Sind irgendwelche Schutzmaßnahmen erforderlich?
Als Brujo musst du dich immer schützen und zu diesem Zweck Rituale durchführen. Wenn du ständig mit diesen Energien umgehst, kann es schief gehen und dich selbst treffen. Du wirst nie ein perfekter Profi sein und immer weiter lernen. Bevor ich einen Zauber durchführe, schirme ich mich also zuerst mit einem Schutzzauber ab und reinige meinen Raum.
Wer kann an der Hexerei teilnehmen? Ab welchem Punkt wird es zur kulturellen Aneignung?
Kulturelle Aneignung findet oft in den sozialen Medien statt. Es gibt bestimmte Dinge, die verbotene Praktiken oder No-Go-Areas sind. Es sind kulturelle Praktiken wie Voodoo oder Santería, in die man hineingeboren werden muss. Auf TikTok sehe ich oft Leute, die solche Bräuche ausüben, obwohl sie nicht zu dieser Kultur gehören. Das finde ich wirklich problematisch – man bekommt eine Menge Klicks für etwas, für das Menschen aus der zugehörigen Kultur während der Kolonialzeit getötet wurden.

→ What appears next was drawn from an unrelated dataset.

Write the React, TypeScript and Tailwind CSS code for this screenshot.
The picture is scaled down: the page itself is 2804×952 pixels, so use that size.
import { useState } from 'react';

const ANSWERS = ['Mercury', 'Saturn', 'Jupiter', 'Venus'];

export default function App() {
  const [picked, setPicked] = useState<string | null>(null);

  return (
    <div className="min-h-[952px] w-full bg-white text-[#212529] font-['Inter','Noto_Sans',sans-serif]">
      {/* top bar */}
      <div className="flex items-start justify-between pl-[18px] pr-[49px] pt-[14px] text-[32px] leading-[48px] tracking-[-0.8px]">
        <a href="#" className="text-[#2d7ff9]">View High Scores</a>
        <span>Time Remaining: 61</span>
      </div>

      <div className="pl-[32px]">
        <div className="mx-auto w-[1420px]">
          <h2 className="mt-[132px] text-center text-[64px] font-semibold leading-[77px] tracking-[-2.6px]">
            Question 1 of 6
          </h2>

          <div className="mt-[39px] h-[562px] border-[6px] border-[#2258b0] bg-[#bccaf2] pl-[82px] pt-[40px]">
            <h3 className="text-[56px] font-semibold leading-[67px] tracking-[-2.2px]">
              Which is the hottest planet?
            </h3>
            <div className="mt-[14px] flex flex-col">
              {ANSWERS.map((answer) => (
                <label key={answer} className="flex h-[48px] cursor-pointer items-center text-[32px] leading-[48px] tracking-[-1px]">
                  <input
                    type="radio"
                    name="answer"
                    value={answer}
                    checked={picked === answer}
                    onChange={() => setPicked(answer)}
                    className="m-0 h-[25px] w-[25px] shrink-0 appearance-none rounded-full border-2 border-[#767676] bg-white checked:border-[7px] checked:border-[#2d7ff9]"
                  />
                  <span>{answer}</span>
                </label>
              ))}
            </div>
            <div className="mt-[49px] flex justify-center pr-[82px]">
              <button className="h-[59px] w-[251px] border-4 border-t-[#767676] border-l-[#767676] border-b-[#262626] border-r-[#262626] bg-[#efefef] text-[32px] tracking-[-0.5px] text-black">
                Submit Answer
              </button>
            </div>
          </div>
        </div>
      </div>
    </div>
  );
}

Ich habe das Gefühl, dass gerade in der jungen queeren Community in Berlin das Thema Hexerei sehr präsent ist. Was denkst du, woher diese Überschneidung kommt?
Für viele queere Menschen fühlt sich unsere bloße Existenz wie ein Protest an. Genauso akzeptiert unsere Gesellschaft die Hexerei nicht. Sie zu benutzen, ist also auch eine Art Protest. Ich glaube, daher rührt die Überschneidung. Viele queere Menschen wurden religiös erzogen, haben die Religion hinter sich gelassen und nutzen nun die Hexerei als Mittel zur Selbstfindung.”

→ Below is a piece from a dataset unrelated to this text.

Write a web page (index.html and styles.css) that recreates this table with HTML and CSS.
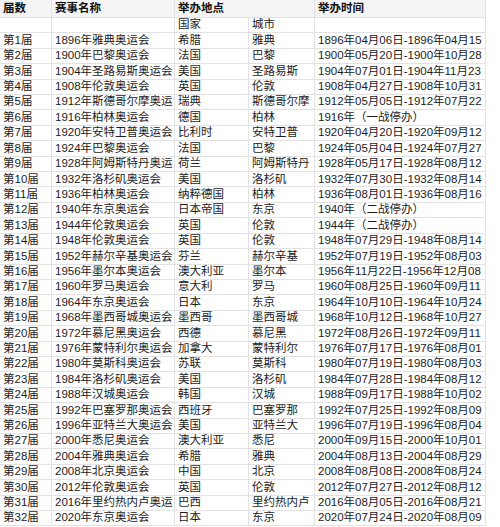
FILE: index.html
```html
<!DOCTYPE html>
<html lang="zh">
<head>
<meta charset="utf-8">
<title>历届奥运会</title>
<link rel="stylesheet" href="styles.css">
</head>
<body>
<div class="sheet">
  <div class="c h">届数</div>
  <div class="c h">赛事名称</div>
  <div class="c h span2">举办地点</div>
  <div class="c h">举办时间</div>

  <div class="c"></div><div class="c"></div><div class="c">国家</div><div class="c">城市</div><div class="c"></div>

  <div class="c">第1届</div><div class="c">1896年雅典奥运会</div><div class="c">希腊</div><div class="c">雅典</div><div class="c">1896年04月06日-1896年04月15</div>
  <div class="c">第2届</div><div class="c">1900年巴黎奥运会</div><div class="c">法国</div><div class="c">巴黎</div><div class="c">1900年05月20日-1900年10月28</div>
  <div class="c">第3届</div><div class="c">1904年圣路易斯奥运会</div><div class="c">美国</div><div class="c">圣路易斯</div><div class="c">1904年07月01日-1904年11月23</div>
  <div class="c">第4届</div><div class="c">1908年伦敦奥运会</div><div class="c">英国</div><div class="c">伦敦</div><div class="c">1908年04月27日-1908年10月31</div>
  <div class="c">第5届</div><div class="c">1912年斯德哥尔摩奥运</div><div class="c">瑞典</div><div class="c">斯德哥尔摩</div><div class="c">1912年05月05日-1912年07月22</div>
  <div class="c">第6届</div><div class="c">1916年柏林奥运会</div><div class="c">德国</div><div class="c">柏林</div><div class="c">1916年（一战停办）</div>
  <div class="c">第7届</div><div class="c">1920年安特卫普奥运会</div><div class="c">比利时</div><div class="c">安特卫普</div><div class="c">1920年04月20日-1920年09月12</div>
  <div class="c">第8届</div><div class="c">1924年巴黎奥运会</div><div class="c">法国</div><div class="c">巴黎</div><div class="c">1924年05月04日-1924年07月27</div>
  <div class="c">第9届</div><div class="c">1928年阿姆斯特丹奥运</div><div class="c">荷兰</div><div class="c">阿姆斯特丹</div><div class="c">1928年05月17日-1928年08月12</div>
  <div class="c">第10届</div><div class="c">1932年洛杉矶奥运会</div><div class="c">美国</div><div class="c">洛杉矶</div><div class="c">1932年07月30日-1932年08月14</div>
  <div class="c">第11届</div><div class="c">1936年柏林奥运会</div><div class="c">纳粹德国</div><div class="c">柏林</div><div class="c">1936年08月01日-1936年08月16</div>
  <div class="c">第12届</div><div class="c">1940年东京奥运会</div><div class="c">日本帝国</div><div class="c">东京</div><div class="c">1940年（二战停办）</div>
  <div class="c">第13届</div><div class="c">1944年伦敦奥运会</div><div class="c">英国</div><div class="c">伦敦</div><div class="c">1944年（二战停办）</div>
  <div class="c">第14届</div><div class="c">1948年伦敦奥运会</div><div class="c">英国</div><div class="c">伦敦</div><div class="c">1948年07月29日-1948年08月14</div>
  <div class="c">第15届</div><div class="c">1952年赫尔辛基奥运会</div><div class="c">芬兰</div><div class="c">赫尔辛基</div><div class="c">1952年07月19日-1952年08月03</div>
  <div class="c">第16届</div><div class="c">1956年墨尔本奥运会</div><div class="c">澳大利亚</div><div class="c">墨尔本</div><div class="c">1956年11月22日-1956年12月08</div>
  <div class="c">第17届</div><div class="c">1960年罗马奥运会</div><div class="c">意大利</div><div class="c">罗马</div><div class="c">1960年08月25日-1960年09月11</div>
  <div class="c">第18届</div><div class="c">1964年东京奥运会</div><div class="c">日本</div><div class="c">东京</div><div class="c">1964年10月10日-1964年10月24</div>
  <div class="c">第19届</div><div class="c">1968年墨西哥城奥运会</div><div class="c">墨西哥</div><div class="c">墨西哥城</div><div class="c">1968年10月12日-1968年10月27</div>
  <div class="c">第20届</div><div class="c">1972年慕尼黑奥运会</div><div class="c">西德</div><div class="c">慕尼黑</div><div class="c">1972年08月26日-1972年09月11</div>
  <div class="c">第21届</div><div class="c">1976年蒙特利尔奥运会</div><div class="c">加拿大</div><div class="c">蒙特利尔</div><div class="c">1976年07月17日-1976年08月01</div>
  <div class="c">第22届</div><div class="c">1980年莫斯科奥运会</div><div class="c">苏联</div><div class="c">莫斯科</div><div class="c">1980年07月19日-1980年08月03</div>
  <div class="c">第23届</div><div class="c">1984年洛杉矶奥运会</div><div class="c">美国</div><div class="c">洛杉矶</div><div class="c">1984年07月28日-1984年08月12</div>
  <div class="c">第24届</div><div class="c">1988年汉城奥运会</div><div class="c">韩国</div><div class="c">汉城</div><div class="c">1988年09月17日-1988年10月02</div>
  <div class="c">第25届</div><div class="c">1992年巴塞罗那奥运会</div><div class="c">西班牙</div><div class="c">巴塞罗那</div><div class="c">1992年07月25日-1992年08月09</div>
  <div class="c">第26届</div><div class="c">1996年亚特兰大奥运会</div><div class="c">美国</div><div class="c">亚特兰大</div><div class="c">1996年07月19日-1996年08月04</div>
  <div class="c">第27届</div><div class="c">2000年悉尼奥运会</div><div class="c">澳大利亚</div><div class="c">悉尼</div><div class="c">2000年09月15日-2000年10月01</div>
  <div class="c">第28届</div><div class="c">2004年雅典奥运会</div><div class="c">希腊</div><div class="c">雅典</div><div class="c">2004年08月13日-2004年08月29</div>
  <div class="c">第29届</div><div class="c">2008年北京奥运会</div><div class="c">中国</div><div class="c">北京</div><div class="c">2008年08月08日-2008年08月24</div>
  <div class="c">第30届</div><div class="c">2012年伦敦奥运会</div><div class="c">英国</div><div class="c">伦敦</div><div class="c">2012年07月27日-2012年08月12</div>
  <div class="c">第31届</div><div class="c">2016年里约热内卢奥运</div><div class="c">巴西</div><div class="c">里约热内卢</div><div class="c">2016年08月05日-2016年08月21</div>
  <div class="c">第32届</div><div class="c">2020年东京奥运会</div><div class="c">日本</div><div class="c">东京</div><div class="c">2020年07月24日-2020年08月09</div>
</div>
</body>
</html>
```

FILE: styles.css
```css
html, body {
  margin: 0;
  padding: 0;
  background: #ffffff;
}

.sheet {
  display: grid;
  grid-template-columns: 52px 123px 74px 66px 171px;
  grid-template-rows: 18px;
  grid-auto-rows: 15.42px;
  width: 486px;
  font-family: "Liberation Sans", "Noto Sans CJK SC", sans-serif;
  font-size: 11.5px;
  color: #1c1c1c;
}

.c {
  box-sizing: border-box;
  border-right: 1px solid #e2e2e2;
  border-bottom: 1px solid #e2e2e2;
  padding: 0 1px 0 3px;
  white-space: nowrap;
  overflow: hidden;
  display: flex;
  align-items: center;
  line-height: 1;
}

.h {
  background: #f4f4f4;
  font-weight: bold;
  color: #111111;
}

.span2 {
  grid-column: span 2;
}
```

Auch aus meiner persönlichen Erfahrung heraus bedeutet queer zu sein, die Welt von klein auf durch eine andere Brille zu sehen. Viele Dinge, von denen die Leute sagen, dass es sie gibt, gibt es nicht und andersherum. Sexuelle Anziehung, die als falsch angesehen wird, pocht in meiner Brust, während ich täglich Diskriminierung erlebe, von der die Leute sagen, dass sie nicht existiert. Manchmal habe ich das Gefühl, dass queere Menschen in einer anderen Dimension leben. In diesem Sinne stelle ich mir vor, dass die Hexerei eine ähnliche Perspektive auf die menschliche Erfahrung hat. Sie bietet eine andere Dimension, mehr Tiefe und Bedeutung für alles, was in der westlichen Kultur als “echt” oder “richtig” gilt.
Ist Hexerei nicht von Natur aus queer und nicht-binär?
Vor der Kolonialisierung gab es bei den indigenen Völkern Lateinamerikas keine sozialen Normen wie ein binäres Geschlecht oder Heteronormativität. Die Menschen beteten zu Göttern und Geistern, Geschlecht und Sexualität, wie wir sie heute kennen, spielten keine Rolle.
Kommen wir zu den spannenden Dingen. Welche Rolle spielt die Hexerei in deinem Sexualleben?
Sex ist für mich auch ein Ritual. Wenn er gut ist (lacht). Vor dem Sex reinigst du den Raum, richtest alles im Raum als Teil des Rituals ein, Kerzen in den Ecken usw. Du kannst dann die Energie vom Sex nutzen, um etwas anderes zu manifestieren. Ich würde aber niemanden verzaubern, damit er mich will. Ich verwende nur Zauber für die Selbstliebe.
Bestärkt deine Spiritualität deine Queerness?
Ja, denn ich nutze sie, um mich zu schützen. Wenn ich mit meinen Vorfahren spreche, reden wir darüber, was wir erreichen wollen. Eine Welt, wie sie früher einmal war, ohne Transphobie, Homophobie usw. Dass queere Menschen frei und stolz sind. Deshalb gehe ich nie allein auf die Straße. Meine Geister sind bei mir und ich bin deshalb viel selbstbewusster. Du kannst mir nichts anhaben.
Wir gehen zu den Friedhofstoren, wo wir unser Gespräch begonnen haben, und trennen uns dann. Während Elis Worte in mir nachklingen, frage ich mich: Vielleicht braucht es ein oder zwei Zaubersprüche, um sich von einem queeren Trauma und unseren eingeschränkten Ansichten über Sexualität zu emanzipieren. Vielleicht ist es an der Zeit zu akzeptieren, dass unser derzeitiges Paradigma uns nicht die Antworten gibt, nach denen wir suchen, und die Dinge aus einer anderen Perspektive zu sehen. Ich fühle mich viel weiser, während ich nach Hause gehe. Danke, Eli.